Lending arrangements
Recognition of interest earned on loan receivable
The Group charges interest on outstanding loan amounts on a regular basis and applies the effective interest method under IFRS 9 Financial Instruments (“IFRS 9”) for cash loans.
Recognition of consideration for lending of digital assets
Loans made in digital assets are generally not financial instruments and do not qualify as a lease. The Group considers the consideration received for lending these assets as the economic equivalent of interest and recognizes it as Other revenue based on the notional value of the digital assets loaned and the duration of the lending arrangement.
In cases where the underlying asset qualifies as a financial asset under IFRS 9 (for example, certain fiat-redeemable stablecoins), the related lending arrangements are accounted for in accordance with IFRS 9. The Group recognizes fee income related to digital asset lending in "Other revenues."
Gain on Token Warrants
The Group enters into investment agreements with the objective of achieving capital appreciation upon the successful launch of the underlying tokens. Measurement of a gain or impairment occurs at the point which the underlying tokens become contractually unlocked, which occurs based on contractual unlock dates.
The gain is recognized to the extent that the fair market value of the token on the unlock date exceeds its cost basis. Management assesses for impairment annually or more frequently when indicators of impairment exist.
Any gains are presented net within “Other revenues.”
The cash in spot accounts is accounted as an on-balance sheet item with a corresponding liability owed to customers. It represents restricted cash and cash equivalents maintained in the segregated bank accounts that are held for the exclusive benefit of customers. It is comprised of cash deposits held by the customers in their spot accounts and unsettled deposits and withdrawals. These balances are presented in the consolidated balance sheet under “Customer segregated cash”. The corresponding liability owed to customers is presented under “Customer segregated cash liabilities” in the consolidated balance sheet.
The assets received from margin customers and held in their spot accounts represent collateral to support the Group as a secured creditor of cash or digital asset loan receivables. The collateral received secures the lending, in the absence of an event of default, the Group has no ability to exercise control over the digital assets held in the spot account of the margin customer.
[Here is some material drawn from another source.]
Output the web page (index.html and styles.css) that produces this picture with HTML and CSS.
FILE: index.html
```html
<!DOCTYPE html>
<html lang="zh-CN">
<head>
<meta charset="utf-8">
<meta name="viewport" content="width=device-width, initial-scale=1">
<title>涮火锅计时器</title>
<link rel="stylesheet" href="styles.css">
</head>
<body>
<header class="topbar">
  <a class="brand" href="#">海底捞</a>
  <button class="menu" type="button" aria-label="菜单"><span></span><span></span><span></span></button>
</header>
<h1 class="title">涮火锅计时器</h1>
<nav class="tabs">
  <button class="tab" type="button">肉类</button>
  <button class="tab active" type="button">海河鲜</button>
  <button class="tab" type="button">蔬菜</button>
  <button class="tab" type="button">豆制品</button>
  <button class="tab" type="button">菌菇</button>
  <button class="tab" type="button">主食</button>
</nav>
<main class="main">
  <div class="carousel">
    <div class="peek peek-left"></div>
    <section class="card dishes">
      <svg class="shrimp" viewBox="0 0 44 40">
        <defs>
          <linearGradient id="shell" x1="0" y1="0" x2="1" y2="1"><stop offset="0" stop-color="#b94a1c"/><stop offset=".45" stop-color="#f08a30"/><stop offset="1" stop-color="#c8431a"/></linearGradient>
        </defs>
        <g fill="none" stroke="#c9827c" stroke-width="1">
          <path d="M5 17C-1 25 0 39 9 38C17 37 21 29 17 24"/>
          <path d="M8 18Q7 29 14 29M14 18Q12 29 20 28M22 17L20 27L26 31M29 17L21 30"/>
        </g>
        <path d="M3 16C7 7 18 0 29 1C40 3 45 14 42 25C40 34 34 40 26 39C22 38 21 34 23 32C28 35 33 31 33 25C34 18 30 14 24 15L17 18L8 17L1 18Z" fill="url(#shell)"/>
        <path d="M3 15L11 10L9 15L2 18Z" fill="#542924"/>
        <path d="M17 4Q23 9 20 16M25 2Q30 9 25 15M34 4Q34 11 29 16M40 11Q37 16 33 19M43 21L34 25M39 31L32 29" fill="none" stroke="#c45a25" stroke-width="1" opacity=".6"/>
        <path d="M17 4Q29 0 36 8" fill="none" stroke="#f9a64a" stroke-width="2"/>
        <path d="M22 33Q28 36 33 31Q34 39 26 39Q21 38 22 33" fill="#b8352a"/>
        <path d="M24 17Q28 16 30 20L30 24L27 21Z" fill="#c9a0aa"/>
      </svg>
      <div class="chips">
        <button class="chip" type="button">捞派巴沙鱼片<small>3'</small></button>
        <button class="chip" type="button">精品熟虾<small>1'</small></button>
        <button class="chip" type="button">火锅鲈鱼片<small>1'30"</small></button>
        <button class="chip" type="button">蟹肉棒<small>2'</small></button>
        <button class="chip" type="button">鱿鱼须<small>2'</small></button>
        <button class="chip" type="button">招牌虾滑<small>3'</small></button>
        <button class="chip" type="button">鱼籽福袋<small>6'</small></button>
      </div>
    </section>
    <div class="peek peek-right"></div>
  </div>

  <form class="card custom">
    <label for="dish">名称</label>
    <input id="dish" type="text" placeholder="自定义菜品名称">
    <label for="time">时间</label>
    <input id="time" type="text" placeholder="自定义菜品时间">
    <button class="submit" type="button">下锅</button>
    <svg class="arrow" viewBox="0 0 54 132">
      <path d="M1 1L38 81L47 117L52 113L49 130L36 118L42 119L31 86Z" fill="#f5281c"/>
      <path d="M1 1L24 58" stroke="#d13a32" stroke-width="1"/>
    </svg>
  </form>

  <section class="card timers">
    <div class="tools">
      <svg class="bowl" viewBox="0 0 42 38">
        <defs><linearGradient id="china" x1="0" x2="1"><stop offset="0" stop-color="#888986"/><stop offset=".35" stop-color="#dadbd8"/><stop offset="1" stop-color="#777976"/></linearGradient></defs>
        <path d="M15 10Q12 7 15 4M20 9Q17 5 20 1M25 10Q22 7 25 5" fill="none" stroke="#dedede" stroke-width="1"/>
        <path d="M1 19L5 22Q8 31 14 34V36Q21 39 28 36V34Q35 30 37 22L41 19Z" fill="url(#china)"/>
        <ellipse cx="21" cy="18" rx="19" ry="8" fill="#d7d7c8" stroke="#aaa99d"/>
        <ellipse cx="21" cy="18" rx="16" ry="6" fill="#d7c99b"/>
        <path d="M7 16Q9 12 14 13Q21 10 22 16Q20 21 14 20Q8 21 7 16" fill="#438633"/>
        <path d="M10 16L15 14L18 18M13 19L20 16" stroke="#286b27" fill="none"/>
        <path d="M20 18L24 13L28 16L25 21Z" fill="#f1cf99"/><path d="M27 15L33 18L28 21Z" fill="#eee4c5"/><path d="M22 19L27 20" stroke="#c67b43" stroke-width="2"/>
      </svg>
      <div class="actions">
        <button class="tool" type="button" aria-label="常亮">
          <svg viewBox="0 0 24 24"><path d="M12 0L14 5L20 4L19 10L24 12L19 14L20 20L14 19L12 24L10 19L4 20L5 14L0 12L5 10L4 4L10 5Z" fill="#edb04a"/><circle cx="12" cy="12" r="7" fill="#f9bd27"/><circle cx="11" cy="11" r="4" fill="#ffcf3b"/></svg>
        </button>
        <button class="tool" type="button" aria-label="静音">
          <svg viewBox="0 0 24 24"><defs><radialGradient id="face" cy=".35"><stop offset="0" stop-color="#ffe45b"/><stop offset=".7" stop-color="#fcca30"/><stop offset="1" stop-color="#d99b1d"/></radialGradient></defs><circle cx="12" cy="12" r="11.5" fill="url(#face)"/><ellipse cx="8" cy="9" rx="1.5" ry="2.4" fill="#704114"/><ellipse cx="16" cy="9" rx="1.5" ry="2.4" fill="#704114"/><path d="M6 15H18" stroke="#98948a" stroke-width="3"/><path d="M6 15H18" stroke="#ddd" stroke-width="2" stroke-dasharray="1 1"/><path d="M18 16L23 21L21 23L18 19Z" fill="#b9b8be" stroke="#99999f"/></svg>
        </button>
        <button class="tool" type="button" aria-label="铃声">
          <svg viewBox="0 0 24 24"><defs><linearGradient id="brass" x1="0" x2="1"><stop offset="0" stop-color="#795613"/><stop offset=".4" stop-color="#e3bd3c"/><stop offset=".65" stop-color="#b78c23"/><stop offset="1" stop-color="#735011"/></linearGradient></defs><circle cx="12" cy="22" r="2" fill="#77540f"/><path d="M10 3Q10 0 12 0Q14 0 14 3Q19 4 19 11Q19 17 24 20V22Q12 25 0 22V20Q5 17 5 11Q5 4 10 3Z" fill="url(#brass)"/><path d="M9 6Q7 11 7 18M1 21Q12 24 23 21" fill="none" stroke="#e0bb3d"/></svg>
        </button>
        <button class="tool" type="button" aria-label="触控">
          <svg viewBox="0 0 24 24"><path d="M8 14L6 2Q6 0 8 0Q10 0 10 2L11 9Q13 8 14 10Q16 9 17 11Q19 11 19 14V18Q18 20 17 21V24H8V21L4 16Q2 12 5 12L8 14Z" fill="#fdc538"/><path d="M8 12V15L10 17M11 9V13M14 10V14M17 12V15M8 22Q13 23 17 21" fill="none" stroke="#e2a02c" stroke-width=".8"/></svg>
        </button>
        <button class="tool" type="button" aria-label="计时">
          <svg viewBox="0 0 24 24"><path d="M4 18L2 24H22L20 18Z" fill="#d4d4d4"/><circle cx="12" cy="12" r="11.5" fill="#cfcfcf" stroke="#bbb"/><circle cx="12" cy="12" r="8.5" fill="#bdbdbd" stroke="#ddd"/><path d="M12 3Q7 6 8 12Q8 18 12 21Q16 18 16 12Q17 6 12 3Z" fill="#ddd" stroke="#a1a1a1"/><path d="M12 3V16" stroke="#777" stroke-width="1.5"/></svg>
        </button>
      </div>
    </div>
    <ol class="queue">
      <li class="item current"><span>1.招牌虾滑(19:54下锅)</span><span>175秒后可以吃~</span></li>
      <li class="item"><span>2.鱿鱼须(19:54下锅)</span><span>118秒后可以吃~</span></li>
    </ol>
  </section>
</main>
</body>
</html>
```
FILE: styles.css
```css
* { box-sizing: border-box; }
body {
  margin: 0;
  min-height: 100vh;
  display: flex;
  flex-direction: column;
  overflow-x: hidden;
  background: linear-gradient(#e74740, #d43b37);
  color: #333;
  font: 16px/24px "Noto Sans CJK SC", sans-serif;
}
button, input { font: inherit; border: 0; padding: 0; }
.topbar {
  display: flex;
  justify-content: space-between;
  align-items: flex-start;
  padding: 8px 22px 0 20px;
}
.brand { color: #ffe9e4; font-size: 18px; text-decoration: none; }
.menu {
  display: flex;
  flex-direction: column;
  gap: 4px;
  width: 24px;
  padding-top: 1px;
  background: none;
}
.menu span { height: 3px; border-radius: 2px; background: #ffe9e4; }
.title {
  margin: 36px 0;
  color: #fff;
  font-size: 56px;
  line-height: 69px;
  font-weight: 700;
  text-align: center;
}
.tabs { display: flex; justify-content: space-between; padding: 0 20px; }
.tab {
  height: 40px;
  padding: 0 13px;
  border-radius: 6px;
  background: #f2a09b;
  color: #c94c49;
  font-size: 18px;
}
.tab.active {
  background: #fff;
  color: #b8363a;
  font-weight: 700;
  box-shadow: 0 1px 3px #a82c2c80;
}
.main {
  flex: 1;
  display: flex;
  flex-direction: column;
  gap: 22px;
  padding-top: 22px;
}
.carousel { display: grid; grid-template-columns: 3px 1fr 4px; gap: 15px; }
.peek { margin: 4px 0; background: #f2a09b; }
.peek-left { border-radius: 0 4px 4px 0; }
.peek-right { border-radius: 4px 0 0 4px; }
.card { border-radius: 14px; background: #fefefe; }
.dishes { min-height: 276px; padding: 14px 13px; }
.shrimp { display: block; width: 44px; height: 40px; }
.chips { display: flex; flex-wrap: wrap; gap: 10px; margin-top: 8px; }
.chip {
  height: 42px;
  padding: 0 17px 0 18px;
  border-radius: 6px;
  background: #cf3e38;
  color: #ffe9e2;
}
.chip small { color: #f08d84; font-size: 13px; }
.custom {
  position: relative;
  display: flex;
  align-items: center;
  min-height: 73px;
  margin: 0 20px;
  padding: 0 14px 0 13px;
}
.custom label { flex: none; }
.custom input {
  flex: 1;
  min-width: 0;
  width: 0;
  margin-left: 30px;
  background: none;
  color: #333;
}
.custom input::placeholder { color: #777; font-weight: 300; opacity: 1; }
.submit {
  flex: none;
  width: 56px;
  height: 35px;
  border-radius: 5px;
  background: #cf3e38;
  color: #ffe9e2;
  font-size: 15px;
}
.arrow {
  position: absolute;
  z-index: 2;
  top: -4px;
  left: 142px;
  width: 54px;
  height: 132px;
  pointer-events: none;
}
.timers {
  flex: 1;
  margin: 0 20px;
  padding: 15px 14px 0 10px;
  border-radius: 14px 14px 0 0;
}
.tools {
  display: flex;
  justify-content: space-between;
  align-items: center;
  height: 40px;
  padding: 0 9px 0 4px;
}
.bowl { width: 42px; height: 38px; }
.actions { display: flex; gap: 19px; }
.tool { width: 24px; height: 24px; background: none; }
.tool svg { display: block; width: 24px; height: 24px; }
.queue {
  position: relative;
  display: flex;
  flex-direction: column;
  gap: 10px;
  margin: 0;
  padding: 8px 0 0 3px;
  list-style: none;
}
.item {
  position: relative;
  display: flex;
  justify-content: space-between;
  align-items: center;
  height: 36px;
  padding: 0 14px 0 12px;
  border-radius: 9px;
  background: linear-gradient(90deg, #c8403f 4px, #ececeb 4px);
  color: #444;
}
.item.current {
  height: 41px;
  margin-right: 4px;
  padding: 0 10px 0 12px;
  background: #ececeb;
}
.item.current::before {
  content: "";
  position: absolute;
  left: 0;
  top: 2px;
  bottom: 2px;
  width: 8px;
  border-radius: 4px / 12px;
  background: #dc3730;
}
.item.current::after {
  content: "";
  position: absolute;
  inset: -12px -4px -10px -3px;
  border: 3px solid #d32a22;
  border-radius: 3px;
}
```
Accordingly, the Group accounts for the digital assets in spot accounts of margin customers as off-balance sheet items.
Loan receivable represents loans made in digital assets via margin lending services, credit line facilities or other lending arrangements provided by the Exchange or the Group. For loans issued by the Exchange via margin lending services or credit line facility, each loan is collateralized by fiat and digital assets in the customer’s spot account on the Exchange with withdrawal limits and minimum collateral value requirements that must be met, and may additionally be backed by other acceptable credit support.
Other than the need to use loan proceeds for trading on the Bullish Exchange, the general terms of fiat and digital asset loans are as follows: There are no restrictions on the borrower’s ability to use the lent digital assets. Loans under the credit line facility or other lending arrangements have fixed-term maturities, while margin lending services on the Exchange have no defined maturity; these can typically be terminated by either party without a termination penalty. The interest or lending fee component is fixed, and neither call options nor put options are associated with these loans. Interest or lending fees are paid on a regular basis, with payments made hourly for margin lending services and mostly monthly for credit line facilities or other lending arrangements. Generally, loans and interest/lending fees must be repaid in the equivalent amount of the same digital assets or fiat currency lent.
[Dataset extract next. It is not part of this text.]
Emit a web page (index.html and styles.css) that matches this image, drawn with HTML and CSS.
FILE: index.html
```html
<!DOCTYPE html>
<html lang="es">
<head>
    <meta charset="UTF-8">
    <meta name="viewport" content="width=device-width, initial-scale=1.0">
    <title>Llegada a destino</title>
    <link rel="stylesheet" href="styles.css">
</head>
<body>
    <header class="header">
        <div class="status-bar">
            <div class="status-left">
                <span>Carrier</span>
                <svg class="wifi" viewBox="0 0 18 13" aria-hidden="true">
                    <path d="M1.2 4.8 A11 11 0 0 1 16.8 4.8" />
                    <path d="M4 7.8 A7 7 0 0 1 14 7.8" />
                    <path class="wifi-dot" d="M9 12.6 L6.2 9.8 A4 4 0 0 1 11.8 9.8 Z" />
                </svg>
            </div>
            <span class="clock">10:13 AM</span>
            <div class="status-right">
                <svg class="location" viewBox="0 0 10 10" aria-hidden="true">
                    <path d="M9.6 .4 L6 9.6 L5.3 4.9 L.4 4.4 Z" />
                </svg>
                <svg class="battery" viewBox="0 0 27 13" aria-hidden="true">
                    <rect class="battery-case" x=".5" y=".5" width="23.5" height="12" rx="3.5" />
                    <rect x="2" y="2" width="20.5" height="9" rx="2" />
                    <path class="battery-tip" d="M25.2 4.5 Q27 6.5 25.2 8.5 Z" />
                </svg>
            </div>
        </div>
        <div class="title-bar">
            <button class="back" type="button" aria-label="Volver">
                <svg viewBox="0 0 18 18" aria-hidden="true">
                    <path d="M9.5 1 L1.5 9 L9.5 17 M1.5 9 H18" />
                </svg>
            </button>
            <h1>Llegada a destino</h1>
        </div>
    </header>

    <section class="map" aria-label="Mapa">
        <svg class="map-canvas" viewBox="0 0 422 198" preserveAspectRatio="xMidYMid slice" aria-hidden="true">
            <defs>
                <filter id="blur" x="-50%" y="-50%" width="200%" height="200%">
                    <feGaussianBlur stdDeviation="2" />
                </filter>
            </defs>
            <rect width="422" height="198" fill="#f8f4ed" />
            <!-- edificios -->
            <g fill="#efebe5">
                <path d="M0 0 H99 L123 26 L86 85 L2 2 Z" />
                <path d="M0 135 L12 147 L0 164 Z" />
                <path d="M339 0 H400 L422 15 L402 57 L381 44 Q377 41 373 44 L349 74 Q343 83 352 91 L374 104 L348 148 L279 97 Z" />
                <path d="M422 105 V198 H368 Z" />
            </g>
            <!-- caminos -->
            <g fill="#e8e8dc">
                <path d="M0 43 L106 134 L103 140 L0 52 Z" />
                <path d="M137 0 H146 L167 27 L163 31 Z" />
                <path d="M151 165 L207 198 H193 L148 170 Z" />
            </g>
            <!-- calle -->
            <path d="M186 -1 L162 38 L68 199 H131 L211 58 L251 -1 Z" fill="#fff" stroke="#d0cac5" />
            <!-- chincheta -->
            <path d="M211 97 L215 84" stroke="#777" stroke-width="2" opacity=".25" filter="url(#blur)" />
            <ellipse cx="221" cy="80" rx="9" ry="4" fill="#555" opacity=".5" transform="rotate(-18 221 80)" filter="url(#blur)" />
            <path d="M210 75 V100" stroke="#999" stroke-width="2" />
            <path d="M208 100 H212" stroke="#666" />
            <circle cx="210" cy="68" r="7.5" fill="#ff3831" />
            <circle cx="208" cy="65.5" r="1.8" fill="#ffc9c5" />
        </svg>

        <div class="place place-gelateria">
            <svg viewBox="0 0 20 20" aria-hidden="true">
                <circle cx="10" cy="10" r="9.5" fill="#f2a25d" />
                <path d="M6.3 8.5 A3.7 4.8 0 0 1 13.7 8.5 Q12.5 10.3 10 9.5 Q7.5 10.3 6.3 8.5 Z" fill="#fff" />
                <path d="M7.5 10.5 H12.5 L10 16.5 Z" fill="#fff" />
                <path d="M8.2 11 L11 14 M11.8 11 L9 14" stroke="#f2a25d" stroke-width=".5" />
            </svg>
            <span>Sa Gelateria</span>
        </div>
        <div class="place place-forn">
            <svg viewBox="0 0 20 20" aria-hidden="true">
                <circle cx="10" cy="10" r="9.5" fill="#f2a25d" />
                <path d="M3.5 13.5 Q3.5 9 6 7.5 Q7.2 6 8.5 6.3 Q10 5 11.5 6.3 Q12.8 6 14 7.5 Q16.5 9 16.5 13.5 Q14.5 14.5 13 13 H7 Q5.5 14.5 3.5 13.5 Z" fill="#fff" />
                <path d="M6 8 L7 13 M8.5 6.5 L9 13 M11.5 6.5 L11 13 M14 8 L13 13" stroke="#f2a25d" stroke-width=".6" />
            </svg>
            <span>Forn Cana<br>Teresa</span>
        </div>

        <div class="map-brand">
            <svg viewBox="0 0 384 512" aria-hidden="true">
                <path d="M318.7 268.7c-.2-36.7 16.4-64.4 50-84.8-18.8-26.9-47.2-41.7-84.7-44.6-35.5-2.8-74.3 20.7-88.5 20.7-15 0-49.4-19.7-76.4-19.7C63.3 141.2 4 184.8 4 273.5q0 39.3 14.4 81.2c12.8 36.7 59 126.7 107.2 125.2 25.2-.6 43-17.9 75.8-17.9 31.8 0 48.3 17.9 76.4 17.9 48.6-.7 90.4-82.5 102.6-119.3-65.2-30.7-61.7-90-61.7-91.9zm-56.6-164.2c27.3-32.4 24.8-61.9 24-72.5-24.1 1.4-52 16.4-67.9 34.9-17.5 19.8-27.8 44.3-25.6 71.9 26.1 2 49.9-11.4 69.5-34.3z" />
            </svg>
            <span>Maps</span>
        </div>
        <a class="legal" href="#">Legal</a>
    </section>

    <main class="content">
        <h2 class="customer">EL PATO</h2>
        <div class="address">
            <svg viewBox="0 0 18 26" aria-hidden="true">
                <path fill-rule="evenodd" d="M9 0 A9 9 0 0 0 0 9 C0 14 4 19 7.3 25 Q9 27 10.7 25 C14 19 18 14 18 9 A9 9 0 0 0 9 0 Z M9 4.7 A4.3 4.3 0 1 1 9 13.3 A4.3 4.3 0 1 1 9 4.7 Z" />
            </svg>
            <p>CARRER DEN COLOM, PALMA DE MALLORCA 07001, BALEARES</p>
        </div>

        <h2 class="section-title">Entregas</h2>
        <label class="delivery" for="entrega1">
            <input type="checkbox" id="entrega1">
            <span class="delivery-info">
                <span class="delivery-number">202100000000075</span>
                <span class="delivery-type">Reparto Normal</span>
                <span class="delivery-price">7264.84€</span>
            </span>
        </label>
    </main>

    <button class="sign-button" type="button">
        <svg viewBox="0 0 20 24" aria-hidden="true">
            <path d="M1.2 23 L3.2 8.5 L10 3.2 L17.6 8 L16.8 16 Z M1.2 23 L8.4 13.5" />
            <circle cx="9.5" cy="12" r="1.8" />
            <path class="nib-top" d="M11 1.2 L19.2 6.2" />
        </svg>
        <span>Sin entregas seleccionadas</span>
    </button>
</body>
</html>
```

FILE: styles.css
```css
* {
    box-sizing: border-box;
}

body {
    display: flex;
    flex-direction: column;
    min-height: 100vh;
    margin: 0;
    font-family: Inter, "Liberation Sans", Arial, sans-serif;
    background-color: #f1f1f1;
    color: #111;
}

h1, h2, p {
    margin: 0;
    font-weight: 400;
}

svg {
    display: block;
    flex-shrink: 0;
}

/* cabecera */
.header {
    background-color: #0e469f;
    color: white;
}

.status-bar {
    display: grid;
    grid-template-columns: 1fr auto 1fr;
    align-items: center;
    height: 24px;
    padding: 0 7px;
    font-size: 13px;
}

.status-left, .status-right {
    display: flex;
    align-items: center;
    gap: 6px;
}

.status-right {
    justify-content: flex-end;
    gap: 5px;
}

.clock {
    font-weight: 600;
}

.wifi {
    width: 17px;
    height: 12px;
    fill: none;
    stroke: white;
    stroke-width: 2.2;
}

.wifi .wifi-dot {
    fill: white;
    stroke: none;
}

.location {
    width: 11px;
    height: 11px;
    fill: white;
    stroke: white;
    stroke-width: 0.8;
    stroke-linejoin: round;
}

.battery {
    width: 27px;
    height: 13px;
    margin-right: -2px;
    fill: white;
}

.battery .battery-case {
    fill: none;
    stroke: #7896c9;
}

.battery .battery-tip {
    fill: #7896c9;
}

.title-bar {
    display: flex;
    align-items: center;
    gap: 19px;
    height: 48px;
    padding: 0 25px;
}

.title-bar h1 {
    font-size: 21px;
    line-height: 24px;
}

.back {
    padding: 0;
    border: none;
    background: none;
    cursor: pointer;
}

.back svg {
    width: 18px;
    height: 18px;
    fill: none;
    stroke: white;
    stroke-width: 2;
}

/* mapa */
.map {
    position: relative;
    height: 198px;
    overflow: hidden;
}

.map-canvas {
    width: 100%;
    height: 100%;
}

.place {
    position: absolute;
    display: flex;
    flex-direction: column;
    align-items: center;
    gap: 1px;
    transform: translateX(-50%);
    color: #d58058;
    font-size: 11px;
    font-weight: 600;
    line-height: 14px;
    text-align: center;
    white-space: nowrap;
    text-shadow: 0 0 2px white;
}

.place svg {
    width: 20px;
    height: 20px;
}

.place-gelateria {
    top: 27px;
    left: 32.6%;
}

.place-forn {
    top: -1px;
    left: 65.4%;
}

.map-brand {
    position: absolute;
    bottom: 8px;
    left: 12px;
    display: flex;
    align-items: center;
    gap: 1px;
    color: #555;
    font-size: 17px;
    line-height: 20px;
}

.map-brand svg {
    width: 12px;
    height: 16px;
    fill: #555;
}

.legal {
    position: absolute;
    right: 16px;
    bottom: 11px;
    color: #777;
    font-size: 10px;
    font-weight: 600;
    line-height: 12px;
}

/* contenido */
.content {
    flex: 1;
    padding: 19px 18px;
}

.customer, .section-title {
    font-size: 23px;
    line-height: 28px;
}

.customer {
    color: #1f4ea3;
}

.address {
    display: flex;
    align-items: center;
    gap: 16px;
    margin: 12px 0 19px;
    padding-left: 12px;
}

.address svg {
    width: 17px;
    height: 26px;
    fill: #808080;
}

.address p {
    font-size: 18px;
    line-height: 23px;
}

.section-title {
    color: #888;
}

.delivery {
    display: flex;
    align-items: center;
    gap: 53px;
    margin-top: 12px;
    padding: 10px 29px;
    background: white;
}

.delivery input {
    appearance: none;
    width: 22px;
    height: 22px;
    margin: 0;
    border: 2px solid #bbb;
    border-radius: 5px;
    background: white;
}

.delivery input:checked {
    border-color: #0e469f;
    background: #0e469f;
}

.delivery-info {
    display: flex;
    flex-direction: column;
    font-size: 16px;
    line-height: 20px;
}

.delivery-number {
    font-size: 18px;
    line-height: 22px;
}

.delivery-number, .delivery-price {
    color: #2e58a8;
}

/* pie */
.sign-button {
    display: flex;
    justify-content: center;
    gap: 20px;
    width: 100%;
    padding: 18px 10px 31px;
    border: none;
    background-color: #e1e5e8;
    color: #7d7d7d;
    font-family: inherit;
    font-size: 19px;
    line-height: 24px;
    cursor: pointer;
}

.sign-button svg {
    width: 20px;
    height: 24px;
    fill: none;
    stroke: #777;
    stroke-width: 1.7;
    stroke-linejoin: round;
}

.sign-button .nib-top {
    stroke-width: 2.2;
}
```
For digital asset loan receivables, the Group derecognizes the original digital asset lent from its digital asset inventories and recognizes loan receivables measured initially and subsequently at the fair value of the underlying digital assets lent, less an allowance for expected credit losses, when the borrowed assets are transferred to the margin account or the borrower’s account. The change in fair value of digital asset loan receivables, which excludes credit risk, is recognized in the consolidated statement of profit or loss under “Change in fair value of digital assets held, net.” The change in allowance for expected credit losses is recognized in the consolidated statement of profit or loss under “Other expenses.” For fiat loans, the Group records a loan receivable that is measured at amortized cost, less an allowance.
The Group engages in borrowing and derivative transactions with third parties, requiring the deposit of digital assets as collateral. These arrangements stipulate that the Group may need to maintain a specific collateral- to-borrowings or margin ratio, pledging either fiat or digital assets as collateral for fiat borrowings or derivative transactions.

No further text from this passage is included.